(Rows from a dataset of pages and code)
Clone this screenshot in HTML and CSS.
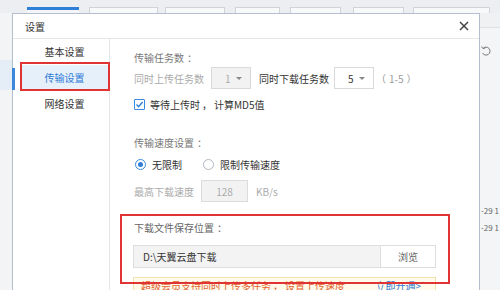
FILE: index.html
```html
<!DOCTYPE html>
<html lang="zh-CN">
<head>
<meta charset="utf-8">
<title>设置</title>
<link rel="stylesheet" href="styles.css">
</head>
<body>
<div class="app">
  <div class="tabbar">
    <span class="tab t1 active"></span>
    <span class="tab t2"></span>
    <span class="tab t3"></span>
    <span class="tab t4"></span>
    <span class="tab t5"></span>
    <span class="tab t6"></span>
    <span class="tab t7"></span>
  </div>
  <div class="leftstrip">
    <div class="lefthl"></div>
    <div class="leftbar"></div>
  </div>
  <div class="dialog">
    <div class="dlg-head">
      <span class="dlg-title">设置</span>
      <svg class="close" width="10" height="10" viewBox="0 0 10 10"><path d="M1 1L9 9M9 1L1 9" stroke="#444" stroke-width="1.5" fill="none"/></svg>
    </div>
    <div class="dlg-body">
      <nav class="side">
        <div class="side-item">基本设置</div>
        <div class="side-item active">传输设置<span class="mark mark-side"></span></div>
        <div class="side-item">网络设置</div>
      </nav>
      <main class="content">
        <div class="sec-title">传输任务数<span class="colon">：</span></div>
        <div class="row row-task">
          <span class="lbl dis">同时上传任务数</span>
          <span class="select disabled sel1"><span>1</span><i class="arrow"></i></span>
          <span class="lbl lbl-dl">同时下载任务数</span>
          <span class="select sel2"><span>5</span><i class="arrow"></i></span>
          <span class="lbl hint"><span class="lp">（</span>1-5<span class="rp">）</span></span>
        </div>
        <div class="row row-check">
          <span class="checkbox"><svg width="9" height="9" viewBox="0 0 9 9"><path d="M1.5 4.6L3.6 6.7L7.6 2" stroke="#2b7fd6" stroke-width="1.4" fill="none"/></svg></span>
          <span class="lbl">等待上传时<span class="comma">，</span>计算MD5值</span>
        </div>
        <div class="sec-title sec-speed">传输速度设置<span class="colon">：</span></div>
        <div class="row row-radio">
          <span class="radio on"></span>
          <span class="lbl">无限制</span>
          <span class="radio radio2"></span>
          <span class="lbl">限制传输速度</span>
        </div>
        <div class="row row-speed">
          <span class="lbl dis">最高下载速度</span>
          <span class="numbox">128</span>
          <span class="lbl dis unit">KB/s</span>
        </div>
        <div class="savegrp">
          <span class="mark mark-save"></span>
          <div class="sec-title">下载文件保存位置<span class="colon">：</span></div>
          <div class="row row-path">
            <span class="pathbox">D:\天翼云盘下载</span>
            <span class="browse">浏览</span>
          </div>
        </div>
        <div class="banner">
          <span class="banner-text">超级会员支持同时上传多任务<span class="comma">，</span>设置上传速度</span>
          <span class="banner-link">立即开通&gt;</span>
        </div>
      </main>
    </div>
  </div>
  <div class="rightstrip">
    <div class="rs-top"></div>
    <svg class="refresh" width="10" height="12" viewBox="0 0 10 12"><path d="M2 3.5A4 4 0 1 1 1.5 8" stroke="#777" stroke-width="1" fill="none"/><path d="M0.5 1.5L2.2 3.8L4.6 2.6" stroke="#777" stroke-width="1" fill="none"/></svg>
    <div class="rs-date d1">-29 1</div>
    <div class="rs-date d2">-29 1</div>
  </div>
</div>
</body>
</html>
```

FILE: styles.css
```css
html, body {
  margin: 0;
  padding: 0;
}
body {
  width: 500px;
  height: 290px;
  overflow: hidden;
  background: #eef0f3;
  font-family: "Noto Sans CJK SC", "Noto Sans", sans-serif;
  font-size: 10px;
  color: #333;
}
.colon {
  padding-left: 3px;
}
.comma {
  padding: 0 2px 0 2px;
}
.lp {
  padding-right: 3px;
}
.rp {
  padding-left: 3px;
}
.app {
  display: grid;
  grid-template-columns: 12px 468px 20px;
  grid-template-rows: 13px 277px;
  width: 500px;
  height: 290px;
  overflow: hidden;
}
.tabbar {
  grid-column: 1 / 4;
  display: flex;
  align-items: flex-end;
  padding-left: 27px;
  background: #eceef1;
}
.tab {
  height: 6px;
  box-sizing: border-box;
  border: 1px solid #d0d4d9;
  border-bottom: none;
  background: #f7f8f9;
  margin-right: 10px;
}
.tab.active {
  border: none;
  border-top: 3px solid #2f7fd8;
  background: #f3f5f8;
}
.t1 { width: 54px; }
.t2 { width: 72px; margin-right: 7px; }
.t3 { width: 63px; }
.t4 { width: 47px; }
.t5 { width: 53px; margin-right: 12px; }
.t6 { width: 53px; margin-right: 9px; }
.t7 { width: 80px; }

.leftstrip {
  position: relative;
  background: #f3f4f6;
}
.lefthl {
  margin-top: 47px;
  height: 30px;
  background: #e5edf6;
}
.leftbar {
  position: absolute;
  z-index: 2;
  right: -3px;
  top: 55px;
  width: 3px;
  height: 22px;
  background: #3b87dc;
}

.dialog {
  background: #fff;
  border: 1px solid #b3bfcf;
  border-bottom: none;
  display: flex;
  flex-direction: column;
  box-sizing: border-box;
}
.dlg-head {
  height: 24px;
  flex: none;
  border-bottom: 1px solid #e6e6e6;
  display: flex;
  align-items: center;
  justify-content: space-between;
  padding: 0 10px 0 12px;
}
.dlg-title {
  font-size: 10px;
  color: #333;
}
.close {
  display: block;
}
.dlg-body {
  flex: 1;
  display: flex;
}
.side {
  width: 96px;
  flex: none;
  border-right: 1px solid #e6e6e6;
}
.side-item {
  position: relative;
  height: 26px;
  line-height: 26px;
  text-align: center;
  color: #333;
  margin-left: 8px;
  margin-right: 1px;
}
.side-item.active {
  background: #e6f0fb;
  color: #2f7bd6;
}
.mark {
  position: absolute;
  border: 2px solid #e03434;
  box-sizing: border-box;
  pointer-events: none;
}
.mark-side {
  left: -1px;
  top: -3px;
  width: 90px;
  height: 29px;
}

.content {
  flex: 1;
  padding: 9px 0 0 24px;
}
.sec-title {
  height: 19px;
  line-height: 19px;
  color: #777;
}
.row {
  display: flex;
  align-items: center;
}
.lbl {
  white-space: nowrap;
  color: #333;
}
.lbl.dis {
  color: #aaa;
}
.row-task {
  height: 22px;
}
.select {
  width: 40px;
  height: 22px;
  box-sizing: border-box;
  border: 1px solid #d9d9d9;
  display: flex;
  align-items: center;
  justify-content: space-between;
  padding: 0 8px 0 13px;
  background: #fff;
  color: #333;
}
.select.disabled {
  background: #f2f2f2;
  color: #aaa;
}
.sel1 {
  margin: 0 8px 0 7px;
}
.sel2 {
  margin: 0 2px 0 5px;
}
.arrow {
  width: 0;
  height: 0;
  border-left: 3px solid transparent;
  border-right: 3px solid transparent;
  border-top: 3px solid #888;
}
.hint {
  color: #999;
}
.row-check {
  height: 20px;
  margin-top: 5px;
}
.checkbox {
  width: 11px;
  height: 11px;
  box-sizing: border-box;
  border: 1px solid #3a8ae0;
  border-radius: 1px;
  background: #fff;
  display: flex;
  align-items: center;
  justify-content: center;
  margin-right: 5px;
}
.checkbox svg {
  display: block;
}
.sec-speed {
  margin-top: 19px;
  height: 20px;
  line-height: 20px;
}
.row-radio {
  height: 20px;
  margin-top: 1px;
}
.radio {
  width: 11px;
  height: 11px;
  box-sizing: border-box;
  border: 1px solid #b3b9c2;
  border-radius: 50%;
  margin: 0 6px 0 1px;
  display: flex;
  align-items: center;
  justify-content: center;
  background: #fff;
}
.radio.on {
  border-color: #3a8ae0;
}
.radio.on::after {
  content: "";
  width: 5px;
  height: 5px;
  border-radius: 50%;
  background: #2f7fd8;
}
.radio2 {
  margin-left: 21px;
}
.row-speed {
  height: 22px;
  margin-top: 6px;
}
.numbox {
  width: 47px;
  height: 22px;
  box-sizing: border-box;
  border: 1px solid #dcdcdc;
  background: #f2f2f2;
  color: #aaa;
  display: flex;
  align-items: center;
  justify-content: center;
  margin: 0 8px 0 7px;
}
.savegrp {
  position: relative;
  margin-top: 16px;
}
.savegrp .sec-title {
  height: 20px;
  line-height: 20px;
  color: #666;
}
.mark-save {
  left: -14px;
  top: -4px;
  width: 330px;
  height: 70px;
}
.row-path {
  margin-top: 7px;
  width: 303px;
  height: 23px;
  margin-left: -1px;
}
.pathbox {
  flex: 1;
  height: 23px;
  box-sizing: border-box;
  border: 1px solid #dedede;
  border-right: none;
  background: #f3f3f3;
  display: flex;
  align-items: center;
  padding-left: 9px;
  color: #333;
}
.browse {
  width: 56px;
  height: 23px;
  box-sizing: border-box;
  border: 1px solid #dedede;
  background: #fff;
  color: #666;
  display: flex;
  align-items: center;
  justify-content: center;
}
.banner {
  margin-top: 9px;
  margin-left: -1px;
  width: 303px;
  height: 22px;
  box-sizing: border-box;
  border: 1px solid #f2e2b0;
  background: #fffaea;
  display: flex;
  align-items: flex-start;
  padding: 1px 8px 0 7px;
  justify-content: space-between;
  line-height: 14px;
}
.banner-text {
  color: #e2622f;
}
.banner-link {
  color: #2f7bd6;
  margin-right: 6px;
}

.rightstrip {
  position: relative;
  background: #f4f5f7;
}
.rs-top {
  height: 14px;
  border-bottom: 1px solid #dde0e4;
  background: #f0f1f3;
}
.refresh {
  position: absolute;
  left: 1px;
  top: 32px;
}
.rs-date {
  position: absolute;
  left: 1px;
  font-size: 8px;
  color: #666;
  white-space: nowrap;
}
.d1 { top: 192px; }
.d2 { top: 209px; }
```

...

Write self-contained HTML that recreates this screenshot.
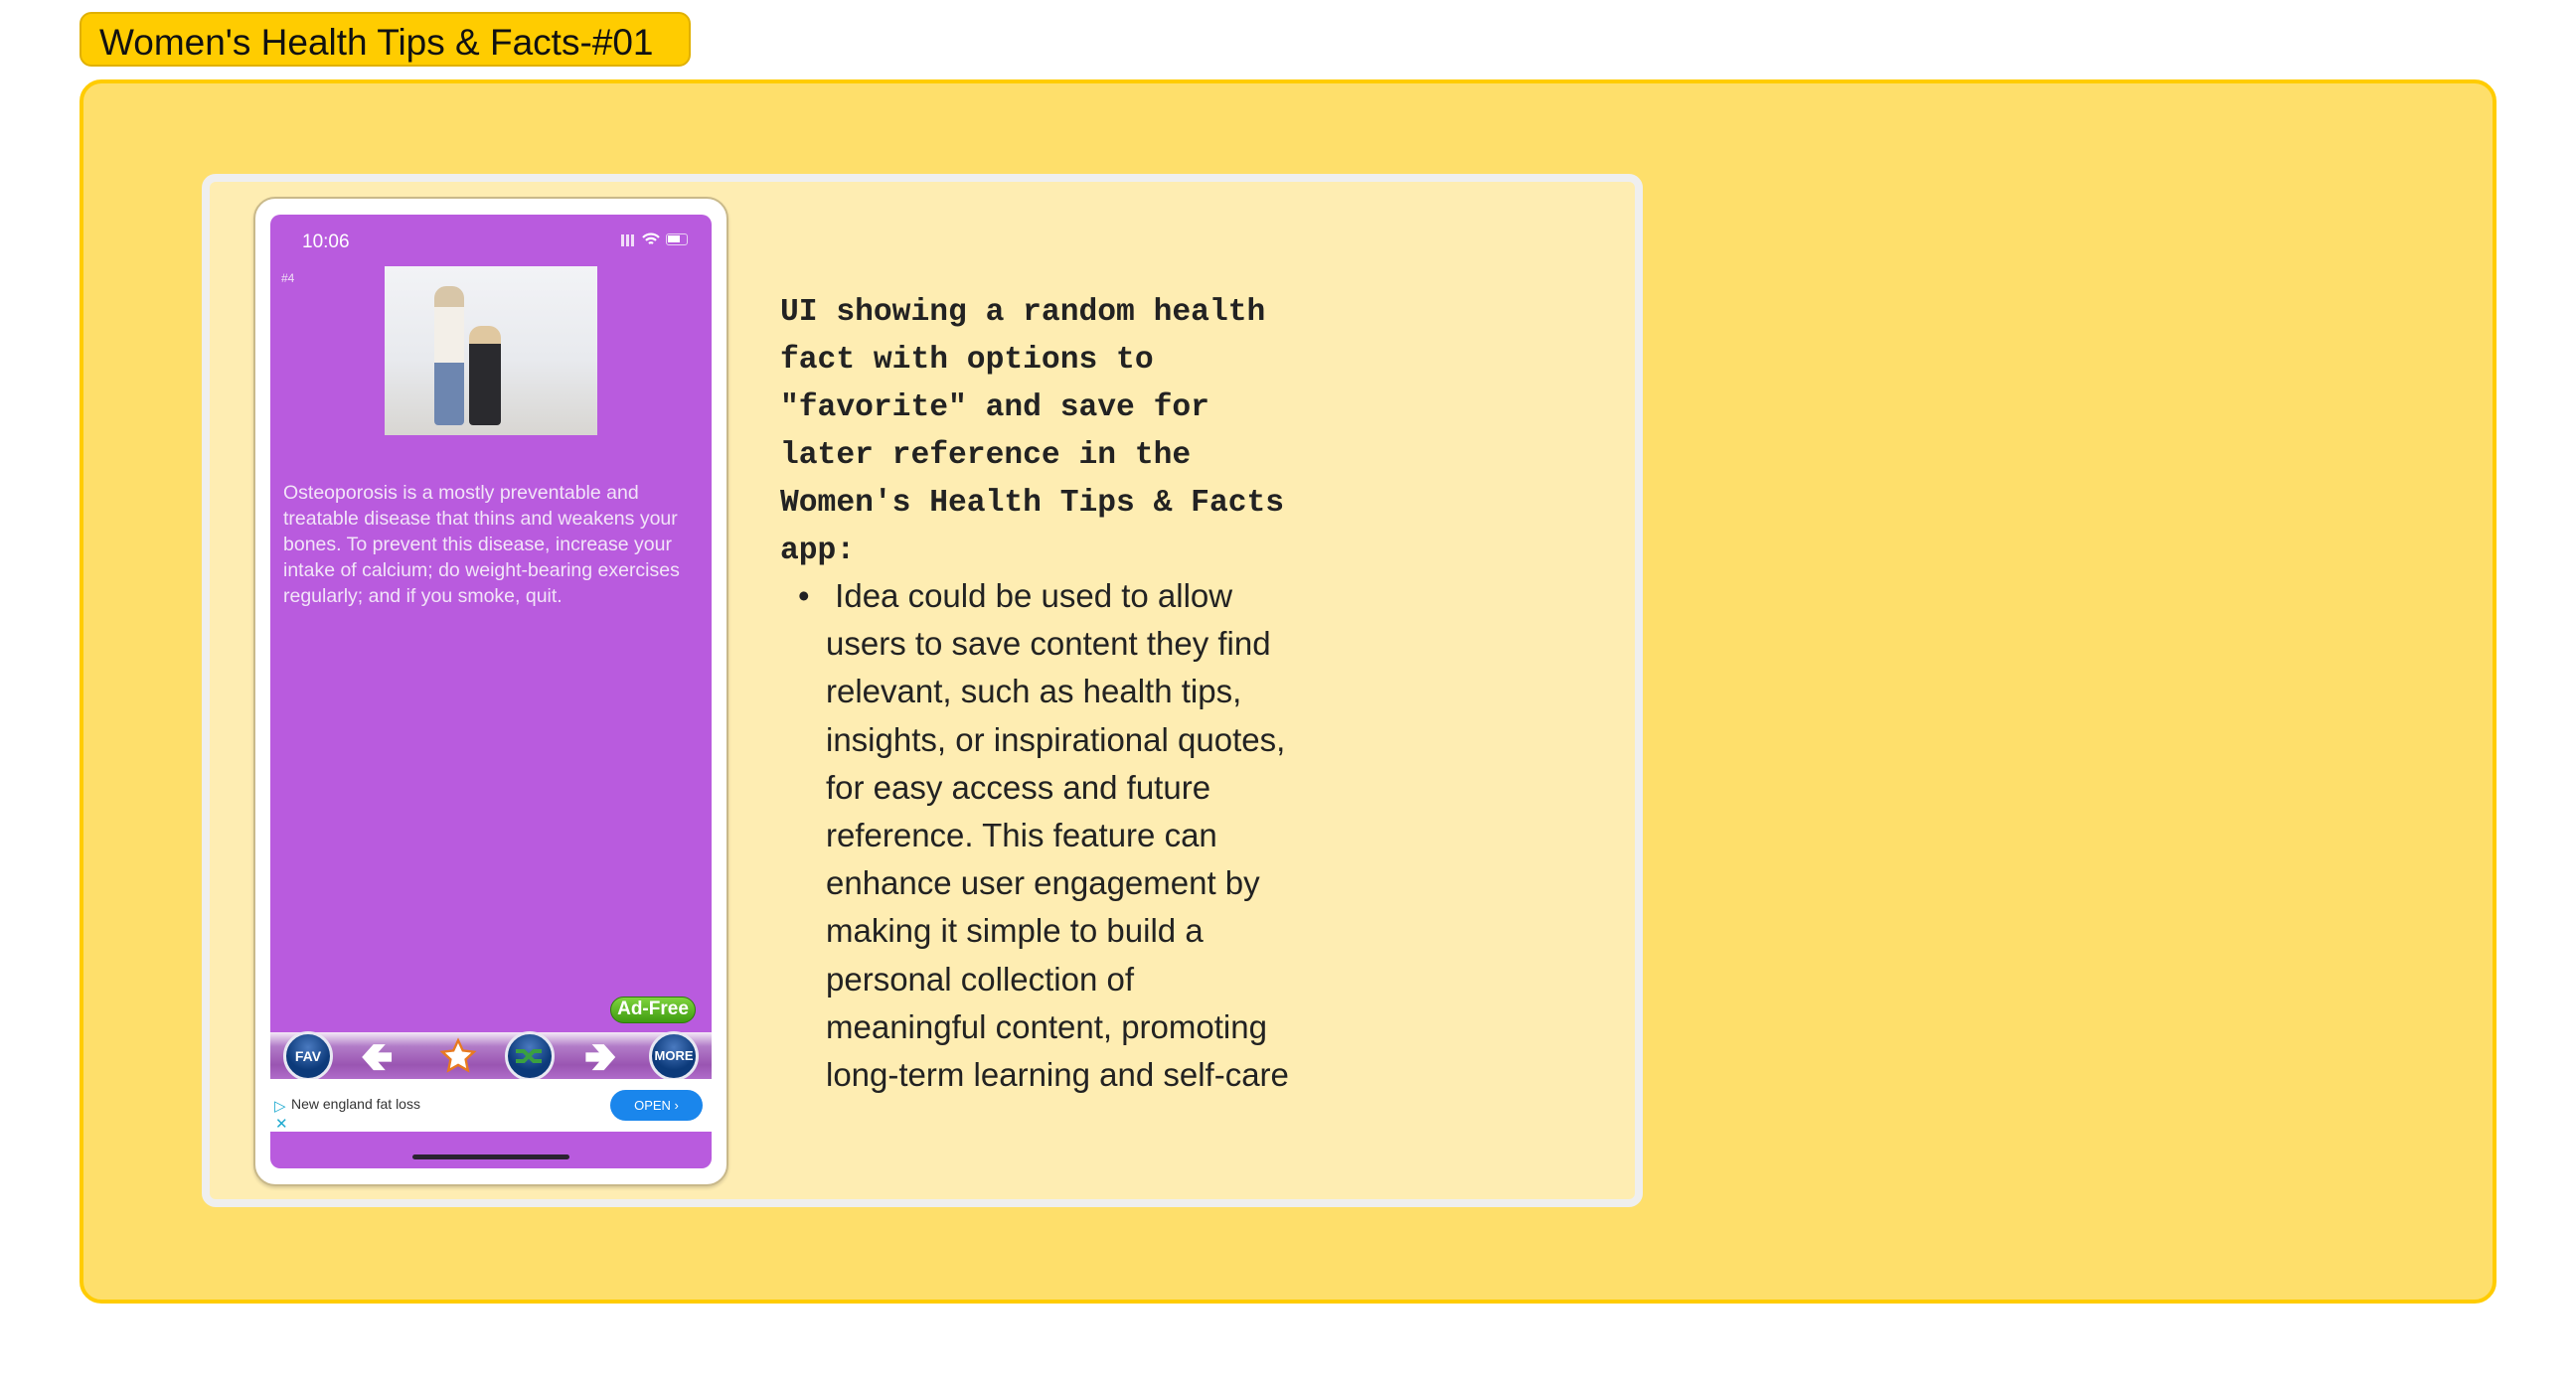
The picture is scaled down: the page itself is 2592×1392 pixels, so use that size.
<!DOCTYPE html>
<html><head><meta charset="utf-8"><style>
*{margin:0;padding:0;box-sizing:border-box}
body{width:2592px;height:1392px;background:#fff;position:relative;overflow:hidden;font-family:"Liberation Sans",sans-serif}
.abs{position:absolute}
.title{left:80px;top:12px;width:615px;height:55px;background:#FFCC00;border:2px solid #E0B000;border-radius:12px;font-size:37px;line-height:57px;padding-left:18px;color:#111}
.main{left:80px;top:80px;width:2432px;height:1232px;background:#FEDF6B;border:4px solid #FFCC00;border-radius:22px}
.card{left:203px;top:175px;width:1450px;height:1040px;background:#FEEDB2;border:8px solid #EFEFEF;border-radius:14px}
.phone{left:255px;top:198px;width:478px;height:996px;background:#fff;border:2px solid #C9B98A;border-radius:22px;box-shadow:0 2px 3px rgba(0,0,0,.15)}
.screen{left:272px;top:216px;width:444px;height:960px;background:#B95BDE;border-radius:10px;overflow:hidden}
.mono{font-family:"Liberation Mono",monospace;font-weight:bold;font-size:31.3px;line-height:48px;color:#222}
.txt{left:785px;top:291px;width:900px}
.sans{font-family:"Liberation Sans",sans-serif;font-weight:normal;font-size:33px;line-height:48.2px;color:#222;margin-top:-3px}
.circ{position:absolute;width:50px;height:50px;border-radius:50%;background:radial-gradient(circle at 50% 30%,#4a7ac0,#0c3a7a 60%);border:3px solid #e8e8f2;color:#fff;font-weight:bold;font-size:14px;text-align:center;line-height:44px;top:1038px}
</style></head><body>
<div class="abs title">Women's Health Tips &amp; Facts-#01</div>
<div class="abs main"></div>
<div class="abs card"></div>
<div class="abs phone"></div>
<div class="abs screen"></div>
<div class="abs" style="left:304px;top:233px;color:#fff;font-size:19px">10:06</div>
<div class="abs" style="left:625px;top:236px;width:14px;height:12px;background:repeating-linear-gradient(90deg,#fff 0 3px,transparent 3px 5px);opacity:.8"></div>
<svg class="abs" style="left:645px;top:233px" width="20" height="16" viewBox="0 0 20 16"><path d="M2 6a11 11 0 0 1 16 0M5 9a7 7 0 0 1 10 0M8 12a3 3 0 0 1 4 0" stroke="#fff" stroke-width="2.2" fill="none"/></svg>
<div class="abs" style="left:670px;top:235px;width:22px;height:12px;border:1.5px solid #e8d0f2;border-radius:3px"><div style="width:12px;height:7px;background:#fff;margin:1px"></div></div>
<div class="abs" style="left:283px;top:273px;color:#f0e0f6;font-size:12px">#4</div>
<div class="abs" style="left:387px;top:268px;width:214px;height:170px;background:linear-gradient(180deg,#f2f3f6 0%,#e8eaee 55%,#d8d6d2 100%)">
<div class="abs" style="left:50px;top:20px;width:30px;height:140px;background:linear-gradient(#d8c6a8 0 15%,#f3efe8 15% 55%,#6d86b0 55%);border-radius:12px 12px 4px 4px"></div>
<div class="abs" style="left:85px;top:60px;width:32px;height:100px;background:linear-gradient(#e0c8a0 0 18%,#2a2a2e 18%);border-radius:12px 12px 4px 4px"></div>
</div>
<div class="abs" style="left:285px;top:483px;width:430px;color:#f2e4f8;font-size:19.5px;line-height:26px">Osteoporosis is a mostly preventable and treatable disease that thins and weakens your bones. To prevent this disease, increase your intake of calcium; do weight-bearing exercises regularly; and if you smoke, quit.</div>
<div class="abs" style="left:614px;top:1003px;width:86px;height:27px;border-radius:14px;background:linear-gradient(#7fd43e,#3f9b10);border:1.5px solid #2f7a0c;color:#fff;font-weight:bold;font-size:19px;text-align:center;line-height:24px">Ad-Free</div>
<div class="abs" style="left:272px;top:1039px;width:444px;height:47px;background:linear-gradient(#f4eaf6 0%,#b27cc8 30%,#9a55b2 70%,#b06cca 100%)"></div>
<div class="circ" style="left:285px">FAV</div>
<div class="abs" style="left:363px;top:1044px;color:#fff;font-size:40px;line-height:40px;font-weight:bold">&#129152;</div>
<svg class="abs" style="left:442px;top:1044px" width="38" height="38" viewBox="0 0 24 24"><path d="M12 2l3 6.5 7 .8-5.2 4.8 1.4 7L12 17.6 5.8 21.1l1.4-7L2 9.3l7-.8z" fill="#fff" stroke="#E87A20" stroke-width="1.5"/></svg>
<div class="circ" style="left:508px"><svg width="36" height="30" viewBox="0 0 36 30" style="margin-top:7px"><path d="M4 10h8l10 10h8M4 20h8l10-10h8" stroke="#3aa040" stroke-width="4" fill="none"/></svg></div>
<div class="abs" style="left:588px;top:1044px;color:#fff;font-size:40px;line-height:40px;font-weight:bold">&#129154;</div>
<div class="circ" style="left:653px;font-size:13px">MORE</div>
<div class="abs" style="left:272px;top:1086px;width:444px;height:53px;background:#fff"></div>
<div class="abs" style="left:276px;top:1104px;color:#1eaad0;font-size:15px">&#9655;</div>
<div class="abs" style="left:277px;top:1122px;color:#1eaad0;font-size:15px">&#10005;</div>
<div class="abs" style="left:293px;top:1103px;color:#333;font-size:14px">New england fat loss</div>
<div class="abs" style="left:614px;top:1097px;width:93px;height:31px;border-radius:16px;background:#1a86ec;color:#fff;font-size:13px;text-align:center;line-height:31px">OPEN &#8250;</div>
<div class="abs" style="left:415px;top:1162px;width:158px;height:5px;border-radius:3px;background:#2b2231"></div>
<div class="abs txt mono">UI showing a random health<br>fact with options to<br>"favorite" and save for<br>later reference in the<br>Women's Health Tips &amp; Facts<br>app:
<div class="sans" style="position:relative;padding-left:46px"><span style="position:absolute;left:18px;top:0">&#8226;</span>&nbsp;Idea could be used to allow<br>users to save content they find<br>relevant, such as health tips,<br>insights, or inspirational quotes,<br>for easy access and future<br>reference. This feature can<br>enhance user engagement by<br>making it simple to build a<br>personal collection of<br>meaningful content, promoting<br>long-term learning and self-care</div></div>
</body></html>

=== STATED PROBLEM ===
Find every line in the records above that holds the word "screenshot", and copy each one.

=== ANSWER TO THIS EXERCISE ===
Clone this screenshot in HTML and CSS.
Write self-contained HTML that recreates this screenshot.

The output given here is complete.